**Source excerpt:**
━━━
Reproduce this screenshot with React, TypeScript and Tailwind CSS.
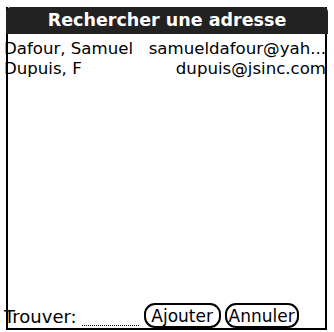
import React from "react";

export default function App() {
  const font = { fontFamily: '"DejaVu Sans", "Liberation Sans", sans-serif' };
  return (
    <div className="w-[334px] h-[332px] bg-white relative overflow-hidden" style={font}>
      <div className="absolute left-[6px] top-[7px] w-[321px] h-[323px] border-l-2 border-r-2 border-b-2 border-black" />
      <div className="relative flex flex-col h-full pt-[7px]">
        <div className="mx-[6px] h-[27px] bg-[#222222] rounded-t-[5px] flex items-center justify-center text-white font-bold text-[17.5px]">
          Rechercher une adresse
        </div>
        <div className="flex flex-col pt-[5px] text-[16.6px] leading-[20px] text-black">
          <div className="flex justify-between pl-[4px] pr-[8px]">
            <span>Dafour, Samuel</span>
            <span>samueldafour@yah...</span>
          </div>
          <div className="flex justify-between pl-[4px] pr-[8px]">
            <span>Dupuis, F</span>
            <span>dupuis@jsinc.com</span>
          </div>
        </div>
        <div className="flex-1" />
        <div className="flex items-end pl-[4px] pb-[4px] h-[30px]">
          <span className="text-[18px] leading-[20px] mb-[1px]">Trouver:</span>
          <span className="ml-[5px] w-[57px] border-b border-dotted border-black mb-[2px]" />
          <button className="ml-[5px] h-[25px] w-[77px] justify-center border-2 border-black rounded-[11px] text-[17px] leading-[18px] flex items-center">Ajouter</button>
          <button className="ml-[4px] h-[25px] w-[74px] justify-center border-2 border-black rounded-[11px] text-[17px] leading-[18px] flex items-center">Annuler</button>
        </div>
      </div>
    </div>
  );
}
━━━
**Set problem:**
Reproduce the data above word for word from its first line through the line that holds "import React from", both ends included; skip pictures.

**Exercise solution:**
Reproduce this screenshot with React, TypeScript and Tailwind CSS.
import React from "react";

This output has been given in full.